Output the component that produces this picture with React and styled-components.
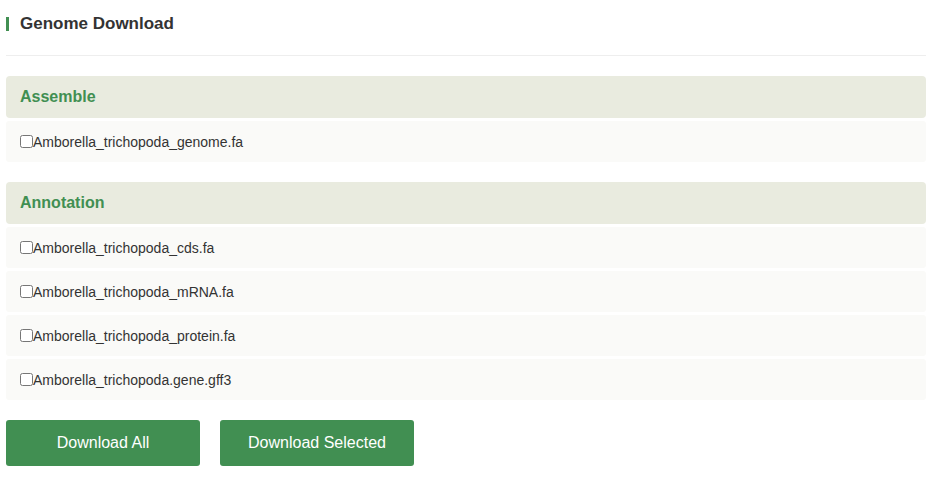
import React, { useState } from 'react';
import styled, { createGlobalStyle } from 'styled-components';

const GlobalStyle = createGlobalStyle`
  body {
    margin: 0;
    background: #fff;
    font-family: 'Liberation Sans', Arial, sans-serif;
    color: #333;
  }
`;

const Page = styled.div`
  width: 920px;
  padding: 0 22px 0 6px;
`;

const TitleBar = styled.div`
  display: flex;
  align-items: center;
  height: 56px;
  border-bottom: 1px solid #eeeeee;
  box-sizing: border-box;
  padding-bottom: 7px;
`;

const Marker = styled.span`
  width: 3px;
  height: 14px;
  background: #418f52;
  margin-right: 11px;
`;

const Title = styled.h2`
  margin: 0;
  font-size: 17px;
  font-weight: bold;
  color: #333;
`;

const Section = styled.section`
  display: flex;
  flex-direction: column;
  gap: 3px;
  margin-top: 20px;
`;

const SectionHeader = styled.div`
  height: 42px;
  display: flex;
  align-items: center;
  padding-left: 14px;
  background: #e9ebdf;
  border-radius: 4px;
  color: #418f52;
  font-size: 16px;
  font-weight: bold;
`;

const FileRow = styled.label`
  height: 41px;
  display: flex;
  align-items: center;
  padding-left: 14px;
  background: #fafaf8;
  border-radius: 3px;
  font-size: 14px;
  color: #333;
`;

const Check = styled.input`
  margin: 0;
  width: 13px;
  height: 13px;
`;

const Actions = styled.div`
  display: flex;
  gap: 20px;
  margin-top: 20px;
`;

const Button = styled.button`
  width: 194px;
  height: 46px;
  border: none;
  border-radius: 3px;
  background: #418f52;
  color: #fff;
  font-family: 'Liberation Sans', Arial, sans-serif;
  font-size: 16px;
  cursor: pointer;
`;

const groups = [
  { name: 'Assemble', files: ['Amborella_trichopoda_genome.fa'] },
  {
    name: 'Annotation',
    files: [
      'Amborella_trichopoda_cds.fa',
      'Amborella_trichopoda_mRNA.fa',
      'Amborella_trichopoda_protein.fa',
      'Amborella_trichopoda.gene.gff3',
    ],
  },
];

export default function App() {
  const [selected, setSelected] = useState({});

  const toggle = (f) => setSelected((s) => ({ ...s, [f]: !s[f] }));

  return (
    <Page>
      <GlobalStyle />
      <TitleBar>
        <Marker />
        <Title>Genome Download</Title>
      </TitleBar>
      {groups.map((g) => (
        <Section key={g.name}>
          <SectionHeader>{g.name}</SectionHeader>
          {g.files.map((f) => (
            <FileRow key={f}>
              <Check type="checkbox" checked={!!selected[f]} onChange={() => toggle(f)} />
              {f}
            </FileRow>
          ))}
        </Section>
      ))}
      <Actions>
        <Button>Download All</Button>
        <Button>Download Selected</Button>
      </Actions>
    </Page>
  );
}
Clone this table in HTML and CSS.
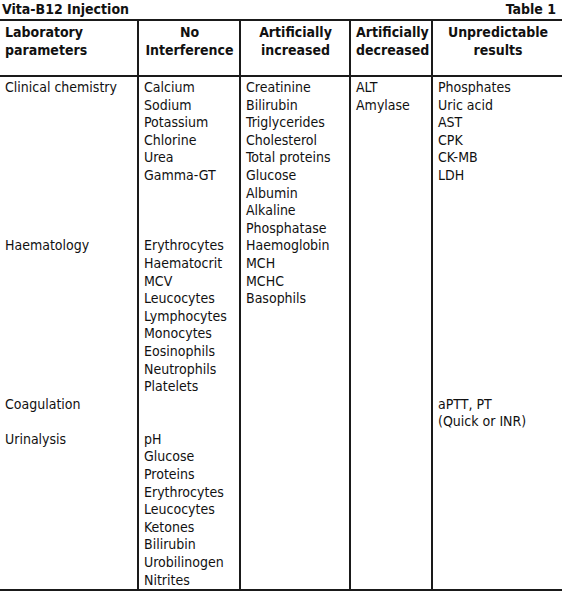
FILE: index.html
```html
<!DOCTYPE html>
<html>

<head>
    <title>Vita-B12 Injection</title>
    <link rel="stylesheet" href="styles.css">
</head>

<body>
    <div class="caption">
        <span>Vita-B12 Injection</span>
        <span>Table 1</span>
    </div>
    <table class="lab-table">
        <colgroup>
            <col class="col-param">
            <col class="col-none">
            <col class="col-inc">
            <col class="col-dec">
            <col class="col-unp">
        </colgroup>
        <thead>
            <tr>
                <th class="left">Laboratory<br>parameters</th>
                <th>No<br>Interference</th>
                <th>Artificially<br>increased</th>
                <th>Artificially<br>decreased</th>
                <th>Unpredictable<br>results</th>
            </tr>
        </thead>
        <tbody>
            <tr class="first">
                <td>Clinical chemistry</td>
                <td>Calcium<br>Sodium<br>Potassium<br>Chlorine<br>Urea<br>Gamma-GT</td>
                <td>Creatinine<br>Bilirubin<br>Triglycerides<br>Cholesterol<br>Total proteins<br>Glucose<br>Albumin<br>Alkaline<br>Phosphatase</td>
                <td>ALT<br>Amylase</td>
                <td>Phosphates<br>Uric acid<br>AST<br>CPK<br>CK-MB<br>LDH</td>
            </tr>
            <tr>
                <td>Haematology</td>
                <td>Erythrocytes<br>Haematocrit<br>MCV<br>Leucocytes<br>Lymphocytes<br>Monocytes<br>Eosinophils<br>Neutrophils<br>Platelets</td>
                <td>Haemoglobin<br>MCH<br>MCHC<br>Basophils</td>
                <td></td>
                <td></td>
            </tr>
            <tr>
                <td>Coagulation</td>
                <td></td>
                <td></td>
                <td></td>
                <td>aPTT, PT<br>(Quick or INR)</td>
            </tr>
            <tr class="last">
                <td>Urinalysis</td>
                <td>pH<br>Glucose<br>Proteins<br>Erythrocytes<br>Leucocytes<br>Ketones<br>Bilirubin<br>Urobilinogen<br>Nitrites</td>
                <td></td>
                <td></td>
                <td></td>
            </tr>
        </tbody>
    </table>
</body>

</html>
```

FILE: styles.css
```css
body {
    margin: 0;
    background-color: #fff;
    color: #111;
    font-family: "DejaVu Sans Condensed", "Liberation Sans Narrow", "Arial Narrow", sans-serif;
    font-size: 14px;
    line-height: 17.6px;
}

.caption {
    display: flex;
    justify-content: space-between;
    height: 19px;
    padding: 1px 6px 0 2px;
    box-sizing: border-box;
    font-weight: bold;
}

.lab-table {
    width: 562px;
    border-collapse: collapse;
    table-layout: fixed;
    border-top: 2px solid #1a1a1a;
    border-bottom: 2px solid #1a1a1a;
}

.col-param {
    width: 138px;
}

.col-none {
    width: 102px;
}

.col-inc {
    width: 110px;
}

.col-dec {
    width: 82px;
}

th,
td {
    vertical-align: top;
    padding: 0 4px 0 5px;
    white-space: nowrap;
}

th + th,
td + td {
    border-left: 2px solid #1a1a1a;
}

th {
    height: 51px;
    padding-top: 3px;
    padding-bottom: 0;
    text-align: center;
    font-weight: bold;
    border-bottom: 2px solid #1a1a1a;
}

th.left {
    text-align: left;
}

tr.first td {
    padding-top: 2px;
}
```
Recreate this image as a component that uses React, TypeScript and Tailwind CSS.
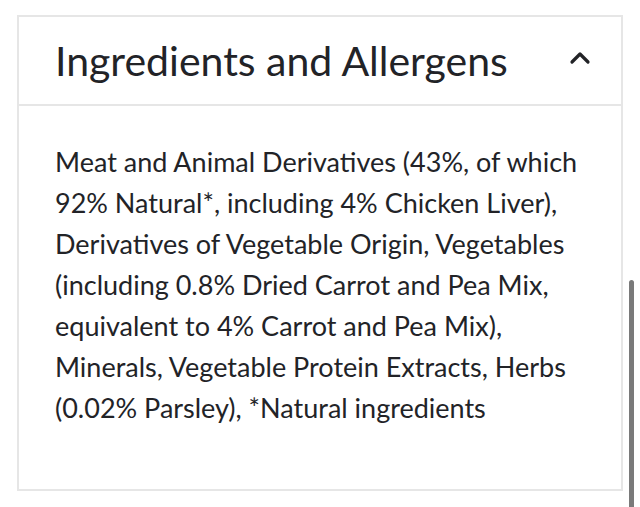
export default function App() {
  return (
    <div
      className="relative h-[507px] w-[640px] overflow-hidden bg-white pt-[15px] pl-[17px] pr-[17px]"
      style={{ fontFamily: 'Lato, "Noto Sans", sans-serif' }}
    >
      <div className="border-2 border-[#e6e6e6] border-b-0 w-[606px]">
        <div className="flex h-[89px] items-center justify-between border-b-2 border-[#e6e6e6] pl-[36px] pr-[30px]">
          <h2 className="text-[41px] leading-none text-[#222327]">Ingredients and Allergens</h2>
          <svg width="22" height="14" viewBox="0 0 22 14" fill="none" className="mt-[-6px]">
            <path d="M3 11 L11 3 L19 11" stroke="#222327" strokeWidth="3.2" strokeLinecap="round" strokeLinejoin="round" />
          </svg>
        </div>
        <div className="border-b-2 border-[#e6e6e6] pl-[36px] pr-[10px] pt-[35px] pb-[61px]">
          <p className="text-[27px] leading-[41px] text-[#222327]">
            Meat and Animal Derivatives (43%, of which
            <br />
            92% Natural*, including 4% Chicken Liver),
            <br />
            Derivatives of Vegetable Origin, Vegetables
            <br />
            (including 0.8% Dried Carrot and Pea Mix,
            <br />
            equivalent to 4% Carrot and Pea Mix),
            <br />
            Minerals, Vegetable Protein Extracts, Herbs
            <br />
            (0.02% Parsley), *Natural ingredients
          </p>
        </div>
      </div>
      <div className="absolute right-[6px] top-[280px] h-[240px] w-[5px] rounded-full bg-[#7a7a7a]" />
    </div>
  );
}
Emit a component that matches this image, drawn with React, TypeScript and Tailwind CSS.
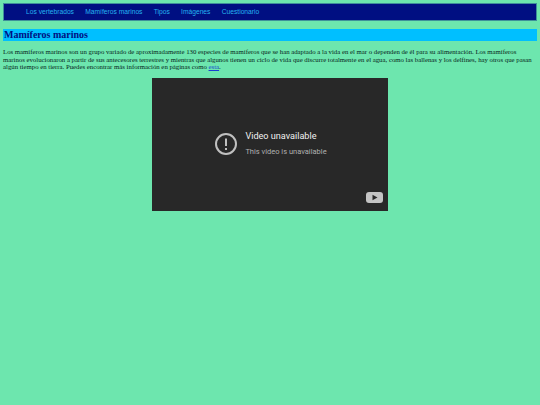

━━━

• _WHAT YOU NEED TO DO_:
Extract the full listing exactly, with the pictures left out.

• _RESULT BELOW_:
Output the component that produces this picture with React and styled-components.
import React, { useState } from 'react';
import styled, { createGlobalStyle } from 'styled-components';

const GlobalStyle = createGlobalStyle`
  body {
    margin: 0;
    background: #fff;
    font-family: 'Liberation Sans', Arial, sans-serif;
    color: #333;
  }
`;

const Page = styled.div`
  width: 920px;
  padding: 0 22px 0 6px;
`;

const TitleBar = styled.div`
  display: flex;
  align-items: center;
  height: 56px;
  border-bottom: 1px solid #eeeeee;
  box-sizing: border-box;
  padding-bottom: 7px;
`;

const Marker = styled.span`
  width: 3px;
  height: 14px;
  background: #418f52;
  margin-right: 11px;
`;

const Title = styled.h2`
  margin: 0;
  font-size: 17px;
  font-weight: bold;
  color: #333;
`;

const Section = styled.section`
  display: flex;
  flex-direction: column;
  gap: 3px;
  margin-top: 20px;
`;

const SectionHeader = styled.div`
  height: 42px;
  display: flex;
  align-items: center;
  padding-left: 14px;
  background: #e9ebdf;
  border-radius: 4px;
  color: #418f52;
  font-size: 16px;
  font-weight: bold;
`;

const FileRow = styled.label`
  height: 41px;
  display: flex;
  align-items: center;
  padding-left: 14px;
  background: #fafaf8;
  border-radius: 3px;
  font-size: 14px;
  color: #333;
`;

const Check = styled.input`
  margin: 0;
  width: 13px;
  height: 13px;
`;

const Actions = styled.div`
  display: flex;
  gap: 20px;
  margin-top: 20px;
`;

const Button = styled.button`
  width: 194px;
  height: 46px;
  border: none;
  border-radius: 3px;
  background: #418f52;
  color: #fff;
  font-family: 'Liberation Sans', Arial, sans-serif;
  font-size: 16px;
  cursor: pointer;
`;

const groups = [
  { name: 'Assemble', files: ['Amborella_trichopoda_genome.fa'] },
  {
    name: 'Annotation',
    files: [
      'Amborella_trichopoda_cds.fa',
      'Amborella_trichopoda_mRNA.fa',
      'Amborella_trichopoda_protein.fa',
      'Amborella_trichopoda.gene.gff3',
    ],
  },
];

export default function App() {
  const [selected, setSelected] = useState({});

  const toggle = (f) => setSelected((s) => ({ ...s, [f]: !s[f] }));

  return (
    <Page>
      <GlobalStyle />
      <TitleBar>
        <Marker />
        <Title>Genome Download</Title>
      </TitleBar>
      {groups.map((g) => (
        <Section key={g.name}>
          <SectionHeader>{g.name}</SectionHeader>
          {g.files.map((f) => (
            <FileRow key={f}>
              <Check type="checkbox" checked={!!selected[f]} onChange={() => toggle(f)} />
              {f}
            </FileRow>
          ))}
        </Section>
      ))}
      <Actions>
        <Button>Download All</Button>
        <Button>Download Selected</Button>
      </Actions>
    </Page>
  );
}
Clone this table in HTML and CSS.
FILE: index.html
```html
<!DOCTYPE html>
<html>

<head>
    <title>Vita-B12 Injection</title>
    <link rel="stylesheet" href="styles.css">
</head>

<body>
    <div class="caption">
        <span>Vita-B12 Injection</span>
        <span>Table 1</span>
    </div>
    <table class="lab-table">
        <colgroup>
            <col class="col-param">
            <col class="col-none">
            <col class="col-inc">
            <col class="col-dec">
            <col class="col-unp">
        </colgroup>
        <thead>
            <tr>
                <th class="left">Laboratory<br>parameters</th>
                <th>No<br>Interference</th>
                <th>Artificially<br>increased</th>
                <th>Artificially<br>decreased</th>
                <th>Unpredictable<br>results</th>
            </tr>
        </thead>
        <tbody>
            <tr class="first">
                <td>Clinical chemistry</td>
                <td>Calcium<br>Sodium<br>Potassium<br>Chlorine<br>Urea<br>Gamma-GT</td>
                <td>Creatinine<br>Bilirubin<br>Triglycerides<br>Cholesterol<br>Total proteins<br>Glucose<br>Albumin<br>Alkaline<br>Phosphatase</td>
                <td>ALT<br>Amylase</td>
                <td>Phosphates<br>Uric acid<br>AST<br>CPK<br>CK-MB<br>LDH</td>
            </tr>
            <tr>
                <td>Haematology</td>
                <td>Erythrocytes<br>Haematocrit<br>MCV<br>Leucocytes<br>Lymphocytes<br>Monocytes<br>Eosinophils<br>Neutrophils<br>Platelets</td>
                <td>Haemoglobin<br>MCH<br>MCHC<br>Basophils</td>
                <td></td>
                <td></td>
            </tr>
            <tr>
                <td>Coagulation</td>
                <td></td>
                <td></td>
                <td></td>
                <td>aPTT, PT<br>(Quick or INR)</td>
            </tr>
            <tr class="last">
                <td>Urinalysis</td>
                <td>pH<br>Glucose<br>Proteins<br>Erythrocytes<br>Leucocytes<br>Ketones<br>Bilirubin<br>Urobilinogen<br>Nitrites</td>
                <td></td>
                <td></td>
                <td></td>
            </tr>
        </tbody>
    </table>
</body>

</html>
```

FILE: styles.css
```css
body {
    margin: 0;
    background-color: #fff;
    color: #111;
    font-family: "DejaVu Sans Condensed", "Liberation Sans Narrow", "Arial Narrow", sans-serif;
    font-size: 14px;
    line-height: 17.6px;
}

.caption {
    display: flex;
    justify-content: space-between;
    height: 19px;
    padding: 1px 6px 0 2px;
    box-sizing: border-box;
    font-weight: bold;
}

.lab-table {
    width: 562px;
    border-collapse: collapse;
    table-layout: fixed;
    border-top: 2px solid #1a1a1a;
    border-bottom: 2px solid #1a1a1a;
}

.col-param {
    width: 138px;
}

.col-none {
    width: 102px;
}

.col-inc {
    width: 110px;
}

.col-dec {
    width: 82px;
}

th,
td {
    vertical-align: top;
    padding: 0 4px 0 5px;
    white-space: nowrap;
}

th + th,
td + td {
    border-left: 2px solid #1a1a1a;
}

th {
    height: 51px;
    padding-top: 3px;
    padding-bottom: 0;
    text-align: center;
    font-weight: bold;
    border-bottom: 2px solid #1a1a1a;
}

th.left {
    text-align: left;
}

tr.first td {
    padding-top: 2px;
}
```
Recreate this image as a component that uses React, TypeScript and Tailwind CSS.
export default function App() {
  return (
    <div
      className="relative h-[507px] w-[640px] overflow-hidden bg-white pt-[15px] pl-[17px] pr-[17px]"
      style={{ fontFamily: 'Lato, "Noto Sans", sans-serif' }}
    >
      <div className="border-2 border-[#e6e6e6] border-b-0 w-[606px]">
        <div className="flex h-[89px] items-center justify-between border-b-2 border-[#e6e6e6] pl-[36px] pr-[30px]">
          <h2 className="text-[41px] leading-none text-[#222327]">Ingredients and Allergens</h2>
          <svg width="22" height="14" viewBox="0 0 22 14" fill="none" className="mt-[-6px]">
            <path d="M3 11 L11 3 L19 11" stroke="#222327" strokeWidth="3.2" strokeLinecap="round" strokeLinejoin="round" />
          </svg>
        </div>
        <div className="border-b-2 border-[#e6e6e6] pl-[36px] pr-[10px] pt-[35px] pb-[61px]">
          <p className="text-[27px] leading-[41px] text-[#222327]">
            Meat and Animal Derivatives (43%, of which
            <br />
            92% Natural*, including 4% Chicken Liver),
            <br />
            Derivatives of Vegetable Origin, Vegetables
            <br />
            (including 0.8% Dried Carrot and Pea Mix,
            <br />
            equivalent to 4% Carrot and Pea Mix),
            <br />
            Minerals, Vegetable Protein Extracts, Herbs
            <br />
            (0.02% Parsley), *Natural ingredients
          </p>
        </div>
      </div>
      <div className="absolute right-[6px] top-[280px] h-[240px] w-[5px] rounded-full bg-[#7a7a7a]" />
    </div>
  );
}
Emit a component that matches this image, drawn with React, TypeScript and Tailwind CSS.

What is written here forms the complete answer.